Go through the data and copy every line exactly, but not the images.

===== Data =====

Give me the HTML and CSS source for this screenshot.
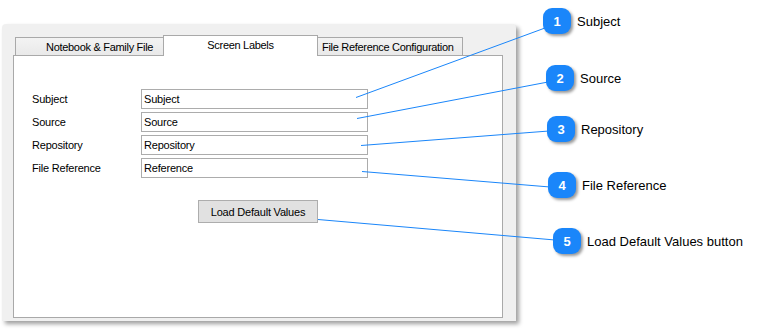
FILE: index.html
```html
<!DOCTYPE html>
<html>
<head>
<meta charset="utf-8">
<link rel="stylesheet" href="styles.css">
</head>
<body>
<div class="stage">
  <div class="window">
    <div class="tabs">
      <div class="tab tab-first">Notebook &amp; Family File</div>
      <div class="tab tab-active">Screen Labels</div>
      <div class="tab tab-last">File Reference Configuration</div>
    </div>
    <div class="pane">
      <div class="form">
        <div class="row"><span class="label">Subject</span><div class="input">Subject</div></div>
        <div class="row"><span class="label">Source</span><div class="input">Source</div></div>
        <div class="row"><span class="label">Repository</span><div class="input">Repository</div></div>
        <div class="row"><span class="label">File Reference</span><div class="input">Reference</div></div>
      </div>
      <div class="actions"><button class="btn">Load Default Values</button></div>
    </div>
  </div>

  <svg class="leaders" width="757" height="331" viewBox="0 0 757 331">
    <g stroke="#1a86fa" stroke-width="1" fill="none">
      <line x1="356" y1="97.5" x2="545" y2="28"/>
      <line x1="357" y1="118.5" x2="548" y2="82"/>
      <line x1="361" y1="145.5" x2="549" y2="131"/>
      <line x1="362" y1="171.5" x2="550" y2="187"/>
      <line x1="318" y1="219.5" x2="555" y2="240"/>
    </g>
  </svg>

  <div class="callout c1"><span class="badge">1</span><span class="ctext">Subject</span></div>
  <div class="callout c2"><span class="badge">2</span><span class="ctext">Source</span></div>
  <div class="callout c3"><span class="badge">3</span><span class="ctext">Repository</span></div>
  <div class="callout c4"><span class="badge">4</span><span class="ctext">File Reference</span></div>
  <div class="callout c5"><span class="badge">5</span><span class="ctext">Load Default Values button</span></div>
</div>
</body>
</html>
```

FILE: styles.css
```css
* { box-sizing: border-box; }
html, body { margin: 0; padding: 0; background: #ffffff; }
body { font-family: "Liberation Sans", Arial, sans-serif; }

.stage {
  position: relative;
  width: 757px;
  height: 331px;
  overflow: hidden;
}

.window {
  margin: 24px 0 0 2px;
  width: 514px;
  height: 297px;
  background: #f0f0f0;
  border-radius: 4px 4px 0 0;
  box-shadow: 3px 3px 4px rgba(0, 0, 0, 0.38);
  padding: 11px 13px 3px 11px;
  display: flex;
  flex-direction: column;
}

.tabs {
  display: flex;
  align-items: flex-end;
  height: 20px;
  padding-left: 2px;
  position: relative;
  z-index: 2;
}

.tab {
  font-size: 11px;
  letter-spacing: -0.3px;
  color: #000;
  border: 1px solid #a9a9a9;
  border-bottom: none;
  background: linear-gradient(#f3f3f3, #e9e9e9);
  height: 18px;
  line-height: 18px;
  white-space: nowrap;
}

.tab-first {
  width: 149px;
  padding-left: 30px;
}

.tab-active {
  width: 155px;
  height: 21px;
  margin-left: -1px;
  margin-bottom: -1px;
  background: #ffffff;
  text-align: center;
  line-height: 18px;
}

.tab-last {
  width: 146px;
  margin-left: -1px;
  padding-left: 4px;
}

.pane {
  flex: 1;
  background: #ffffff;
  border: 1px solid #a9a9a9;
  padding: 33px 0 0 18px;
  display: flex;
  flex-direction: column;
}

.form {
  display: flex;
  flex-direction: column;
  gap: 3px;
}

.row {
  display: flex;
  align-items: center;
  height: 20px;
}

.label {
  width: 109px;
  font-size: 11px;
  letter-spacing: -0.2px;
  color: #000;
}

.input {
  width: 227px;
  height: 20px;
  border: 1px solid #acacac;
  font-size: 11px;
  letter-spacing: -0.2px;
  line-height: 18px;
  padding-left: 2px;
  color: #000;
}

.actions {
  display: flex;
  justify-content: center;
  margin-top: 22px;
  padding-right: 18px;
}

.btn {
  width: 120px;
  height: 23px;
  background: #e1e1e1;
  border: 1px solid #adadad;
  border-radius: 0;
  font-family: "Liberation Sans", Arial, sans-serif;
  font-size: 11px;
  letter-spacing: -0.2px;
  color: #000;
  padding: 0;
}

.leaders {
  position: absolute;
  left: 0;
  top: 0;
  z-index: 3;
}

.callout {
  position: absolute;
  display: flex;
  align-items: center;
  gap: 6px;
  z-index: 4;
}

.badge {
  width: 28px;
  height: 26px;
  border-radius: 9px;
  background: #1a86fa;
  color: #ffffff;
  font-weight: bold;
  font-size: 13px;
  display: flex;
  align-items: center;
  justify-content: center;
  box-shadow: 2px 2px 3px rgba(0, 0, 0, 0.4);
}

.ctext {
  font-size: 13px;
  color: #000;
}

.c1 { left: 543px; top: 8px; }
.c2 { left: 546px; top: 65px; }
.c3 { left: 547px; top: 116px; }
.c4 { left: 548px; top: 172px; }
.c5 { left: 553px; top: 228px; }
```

=====

:: Exercise answer ::
Give me the HTML and CSS source for this screenshot.
FILE: index.html
```html
<!DOCTYPE html>
<html>
<head>
<meta charset="utf-8">
<link rel="stylesheet" href="styles.css">
</head>
<body>
<div class="stage">
  <div class="window">
    <div class="tabs">
      <div class="tab tab-first">Notebook &amp; Family File</div>
      <div class="tab tab-active">Screen Labels</div>
      <div class="tab tab-last">File Reference Configuration</div>
    </div>
    <div class="pane">
      <div class="form">
        <div class="row"><span class="label">Subject</span><div class="input">Subject</div></div>
        <div class="row"><span class="label">Source</span><div class="input">Source</div></div>
        <div class="row"><span class="label">Repository</span><div class="input">Repository</div></div>
        <div class="row"><span class="label">File Reference</span><div class="input">Reference</div></div>
      </div>
      <div class="actions"><button class="btn">Load Default Values</button></div>
    </div>
  </div>

  <svg class="leaders" width="757" height="331" viewBox="0 0 757 331">
    <g stroke="#1a86fa" stroke-width="1" fill="none">
      <line x1="356" y1="97.5" x2="545" y2="28"/>
      <line x1="357" y1="118.5" x2="548" y2="82"/>
      <line x1="361" y1="145.5" x2="549" y2="131"/>
      <line x1="362" y1="171.5" x2="550" y2="187"/>
      <line x1="318" y1="219.5" x2="555" y2="240"/>
    </g>
  </svg>

  <div class="callout c1"><span class="badge">1</span><span class="ctext">Subject</span></div>
  <div class="callout c2"><span class="badge">2</span><span class="ctext">Source</span></div>
  <div class="callout c3"><span class="badge">3</span><span class="ctext">Repository</span></div>
  <div class="callout c4"><span class="badge">4</span><span class="ctext">File Reference</span></div>
  <div class="callout c5"><span class="badge">5</span><span class="ctext">Load Default Values button</span></div>
</div>
</body>
</html>
```

FILE: styles.css
```css
* { box-sizing: border-box; }
html, body { margin: 0; padding: 0; background: #ffffff; }
body { font-family: "Liberation Sans", Arial, sans-serif; }

.stage {
  position: relative;
  width: 757px;
  height: 331px;
  overflow: hidden;
}

.window {
  margin: 24px 0 0 2px;
  width: 514px;
  height: 297px;
  background: #f0f0f0;
  border-radius: 4px 4px 0 0;
  box-shadow: 3px 3px 4px rgba(0, 0, 0, 0.38);
  padding: 11px 13px 3px 11px;
  display: flex;
  flex-direction: column;
}

.tabs {
  display: flex;
  align-items: flex-end;
  height: 20px;
  padding-left: 2px;
  position: relative;
  z-index: 2;
}

.tab {
  font-size: 11px;
  letter-spacing: -0.3px;
  color: #000;
  border: 1px solid #a9a9a9;
  border-bottom: none;
  background: linear-gradient(#f3f3f3, #e9e9e9);
  height: 18px;
  line-height: 18px;
  white-space: nowrap;
}

.tab-first {
  width: 149px;
  padding-left: 30px;
}

.tab-active {
  width: 155px;
  height: 21px;
  margin-left: -1px;
  margin-bottom: -1px;
  background: #ffffff;
  text-align: center;
  line-height: 18px;
}

.tab-last {
  width: 146px;
  margin-left: -1px;
  padding-left: 4px;
}

.pane {
  flex: 1;
  background: #ffffff;
  border: 1px solid #a9a9a9;
  padding: 33px 0 0 18px;
  display: flex;
  flex-direction: column;
}

.form {
  display: flex;
  flex-direction: column;
  gap: 3px;
}

.row {
  display: flex;
  align-items: center;
  height: 20px;
}

.label {
  width: 109px;
  font-size: 11px;
  letter-spacing: -0.2px;
  color: #000;
}

.input {
  width: 227px;
  height: 20px;
  border: 1px solid #acacac;
  font-size: 11px;
  letter-spacing: -0.2px;
  line-height: 18px;
  padding-left: 2px;
  color: #000;
}

.actions {
  display: flex;
  justify-content: center;
  margin-top: 22px;
  padding-right: 18px;
}

.btn {
  width: 120px;
  height: 23px;
  background: #e1e1e1;
  border: 1px solid #adadad;
  border-radius: 0;
  font-family: "Liberation Sans", Arial, sans-serif;
  font-size: 11px;
  letter-spacing: -0.2px;
  color: #000;
  padding: 0;
}

.leaders {
  position: absolute;
  left: 0;
  top: 0;
  z-index: 3;
}

.callout {
  position: absolute;
  display: flex;
  align-items: center;
  gap: 6px;
  z-index: 4;
}

.badge {
  width: 28px;
  height: 26px;
  border-radius: 9px;
  background: #1a86fa;
  color: #ffffff;
  font-weight: bold;
  font-size: 13px;
  display: flex;
  align-items: center;
  justify-content: center;
  box-shadow: 2px 2px 3px rgba(0, 0, 0, 0.4);
}

.ctext {
  font-size: 13px;
  color: #000;
}

.c1 { left: 543px; top: 8px; }
.c2 { left: 546px; top: 65px; }
.c3 { left: 547px; top: 116px; }
.c4 { left: 548px; top: 172px; }
.c5 { left: 553px; top: 228px; }
```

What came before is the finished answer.